Learning Outcomes of the Program in French Studies
Department Goals and/or Objectives
Goals are broad statements that describe what the program wants to accomplish
1. Speak and understand French at the advanced level, as detailed in the ACTFL Proficiency Guidelines.
2. Read and write in French at the Advanced level (ACTFL).
3. Demonstrate an understanding of important issues, past and present, associated with French and Francophone cultures and societies.
4. Discuss in French, both orally and in writing, literary and visual texts or cultural artifacts of the French speaking world.
5. Identify, evaluate and incorporate appropriate sources in research papers, presentations and senior theses.
6. Write an advanced research senior thesis in French (or in English for dual majors) that articulates a clear and convincing argument about texts or cultural artifacts of the target culture.
Student Learning Outcomes
Outcomes describe specific knowledge, abilities, values, and attitudes students should demonstrate
SLO1: Speak and understand French at the advanced level, as detailed in the ACTFL Proficiency Guidelines.

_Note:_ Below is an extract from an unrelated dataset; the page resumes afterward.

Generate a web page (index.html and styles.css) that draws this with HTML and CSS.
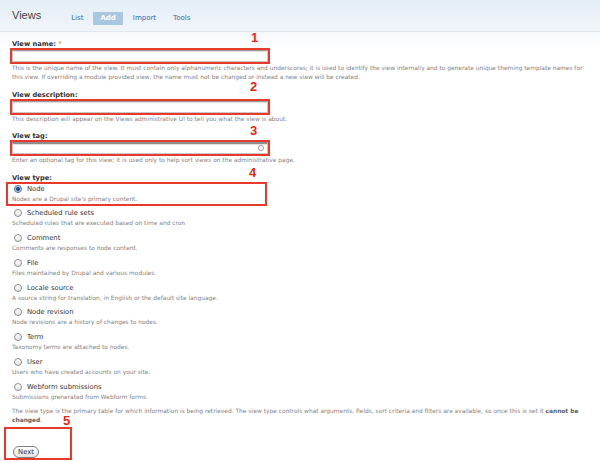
FILE: index.html
```html
<!DOCTYPE html>
<html lang="en">
<head>
<meta charset="utf-8">
<title>Views - Add</title>
<link rel="stylesheet" href="styles.css">
</head>
<body>
<div class="page">
  <header class="header">
    <h1 class="title">Views</h1>
    <nav class="tabs">
      <a class="tab">List</a>
      <a class="tab active">Add</a>
      <a class="tab">Import</a>
      <a class="tab">Tools</a>
    </nav>
  </header>

  <main class="content">
    <div class="field">
      <label class="label">View name: <span class="req">*</span></label>
      <div class="input-wrap"><input class="text-input" type="text"></div>
      <div class="desc">This is the unique name of the view. It must contain only alphanumeric characters and underscores; it is used to identify the view internally and to generate unique theming template names for this view. If overriding a module provided view, the name must not be changed or instead a new view will be created.</div>
    </div>

    <div class="field">
      <label class="label">View description:</label>
      <div class="input-wrap"><input class="text-input" type="text"></div>
      <div class="desc">This description will appear on the Views administrative UI to tell you what the view is about.</div>
    </div>

    <div class="field">
      <label class="label">View tag:</label>
      <div class="input-wrap"><input class="text-input tag-input" type="text"><span class="throbber"></span></div>
      <div class="desc">Enter an optional tag for this view; it is used only to help sort views on the administrative page.</div>
    </div>

    <div class="field">
      <label class="label">View type:</label>
      <div class="options">
        <div class="option marked">
          <div class="option-label"><span class="radio checked"></span>Node</div>
          <div class="option-desc">Nodes are a Drupal site's primary content.</div>
        </div>
        <div class="option">
          <div class="option-label"><span class="radio"></span>Scheduled rule sets</div>
          <div class="option-desc">Scheduled rules that are executed based on time and cron</div>
        </div>
        <div class="option">
          <div class="option-label"><span class="radio"></span>Comment</div>
          <div class="option-desc">Comments are responses to node content.</div>
        </div>
        <div class="option">
          <div class="option-label"><span class="radio"></span>File</div>
          <div class="option-desc">Files maintained by Drupal and various modules.</div>
        </div>
        <div class="option">
          <div class="option-label"><span class="radio"></span>Locale source</div>
          <div class="option-desc">A source string for translation, in English or the default site language.</div>
        </div>
        <div class="option">
          <div class="option-label"><span class="radio"></span>Node revision</div>
          <div class="option-desc">Node revisions are a history of changes to nodes.</div>
        </div>
        <div class="option">
          <div class="option-label"><span class="radio"></span>Term</div>
          <div class="option-desc">Taxonomy terms are attached to nodes.</div>
        </div>
        <div class="option">
          <div class="option-label"><span class="radio"></span>User</div>
          <div class="option-desc">Users who have created accounts on your site.</div>
        </div>
        <div class="option">
          <div class="option-label"><span class="radio"></span>Webform submissions</div>
          <div class="option-desc">Submissions grenerated from Webform forms.</div>
        </div>
      </div>
      <div class="desc">The view type is the primary table for which information is being retrieved. The view type controls what arguments, fields, sort criteria and filters are available, so once this is set it <b>cannot be</b><br><b>changed</b>.</div>
    </div>

    <div class="actions">
      <button class="button" type="button">Next</button>
    </div>
  </main>

  <span class="num n1">1</span>
  <span class="num n2">2</span>
  <span class="num n3">3</span>
  <span class="num n4">4</span>
  <span class="num n5">5</span>
</div>
</body>
</html>
```

FILE: styles.css
```css
* { box-sizing: border-box; }

html, body {
  margin: 0;
  padding: 0;
  background: #fff;
}

body {
  font-family: "DejaVu Sans", Verdana, sans-serif;
  color: #333;
}

.page {
  position: relative;
  width: 600px;
  height: 461px;
  overflow: hidden;
}

.header {
  display: flex;
  align-items: flex-start;
  height: 32px;
  padding-left: 12px;
  background: linear-gradient(#e4edf6, #f1f5fa);
  border-bottom: 1px solid #dfe8f1;
}

.title {
  margin: 9px 0 0;
  font-family: "Liberation Sans", Arial, sans-serif;
  font-weight: normal;
  font-size: 11px;
  line-height: 13px;
  color: #444;
}

.tabs {
  display: flex;
  gap: 3px;
  margin: 12px 0 0 23px;
}

.tab {
  display: block;
  height: 13px;
  padding: 0 7px;
  font-size: 7px;
  line-height: 13px;
  color: #2f6cae;
}

.tab.active {
  background: #a9c7e0;
  color: #fff;
  font-weight: bold;
}

.content {
  padding: 8px 12px 0;
  background: linear-gradient(#f5f8fc, #fff 18px);
}

.field {
  margin-bottom: 8.5px;
}

.label {
  display: block;
  font-size: 6.7px;
  font-weight: bold;
  line-height: 8px;
  color: #333;
}

.req {
  color: #f0a030;
}

.input-wrap {
  position: relative;
  width: 256px;
  margin: 2px 0;
}

.text-input {
  display: block;
  width: 256px;
  height: 12px;
  margin: 0;
  padding: 0;
  border: 1px solid #c9c9c9;
  border-top-color: #9c9c9c;
  background: #fff;
  box-shadow: inset 0 1px 1px #ddd;
  outline: 2px solid #e8392a;
  outline-offset: 0;
}

.tag-input {
  border-top: 2px solid #8e8e8e;
}

.throbber {
  position: absolute;
  right: 4px;
  top: 3px;
  width: 6px;
  height: 6px;
  border: 1px solid #999;
  border-radius: 50%;
}

.desc {
  width: 572px;
  font-size: 5.9px;
  line-height: 9px;
  color: #828282;
}

.desc b {
  color: #5e5e5e;
}

.options {
  margin-top: 2px;
}

.option {
  margin-bottom: 4.8px;
}

.option.marked {
  width: 257px;
  margin-left: -4px;
  padding-left: 4px;
  outline: 2px solid #e8392a;
}

.option-label {
  display: flex;
  align-items: center;
  height: 10px;
  font-size: 6.8px;
  line-height: 10px;
  color: #333;
}

.radio {
  width: 8px;
  height: 8px;
  margin: 0 5px 0 2px;
  border: 1px solid #8d8d8d;
  border-radius: 50%;
  background: linear-gradient(#fdfdfd, #e6e6e6);
}

.radio.checked {
  border-color: #4c6e96;
  background: radial-gradient(circle, #1e4f92 0 1.6px, #a9c2de 2.2px, #c9d9ea 3px);
}

.option-desc {
  font-size: 5.9px;
  line-height: 10px;
  color: #828282;
}

.actions {
  width: 64px;
  height: 29px;
  margin: -4px 0 0 -6px;
  padding: 17px 0 0 7px;
  outline: 2px solid #e8392a;
}

.button {
  display: block;
  width: 26px;
  height: 12px;
  margin: 0;
  padding: 0;
  border: 1px solid #7d7d7d;
  border-radius: 6px;
  background: linear-gradient(#ffffff, #e4e4e4);
  font-family: "DejaVu Sans", Verdana, sans-serif;
  font-size: 6.8px;
  line-height: 10px;
  color: #333;
}

.num {
  position: absolute;
  font-family: "Liberation Sans", Arial, sans-serif;
  font-weight: bold;
  font-size: 13px;
  line-height: 9px;
  color: #e5260f;
}

.n1 { left: 251px; top: 33px; }
.n2 { left: 250px; top: 82px; }
.n3 { left: 250px; top: 126px; }
.n4 { left: 249px; top: 168px; }
.n5 { left: 63px; top: 415.5px; }
```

SLO2: Read and write in French at the Advanced level (ACTFL).
SLO3: Students can synthesize knowledge in Francophone cultural influences.
SLO4: Discuss in French, both orally and in writing, literary and visual texts or cultural artifacts of the French speaking world.
SLO5: Identify, evaluate and incorporate appropriate sources in their research papers, presentations and senior theses.
SLO6: Write an advanced research senior thesis in French that articulates a clear and convincing argument about texts or cultural artifacts of the target culture.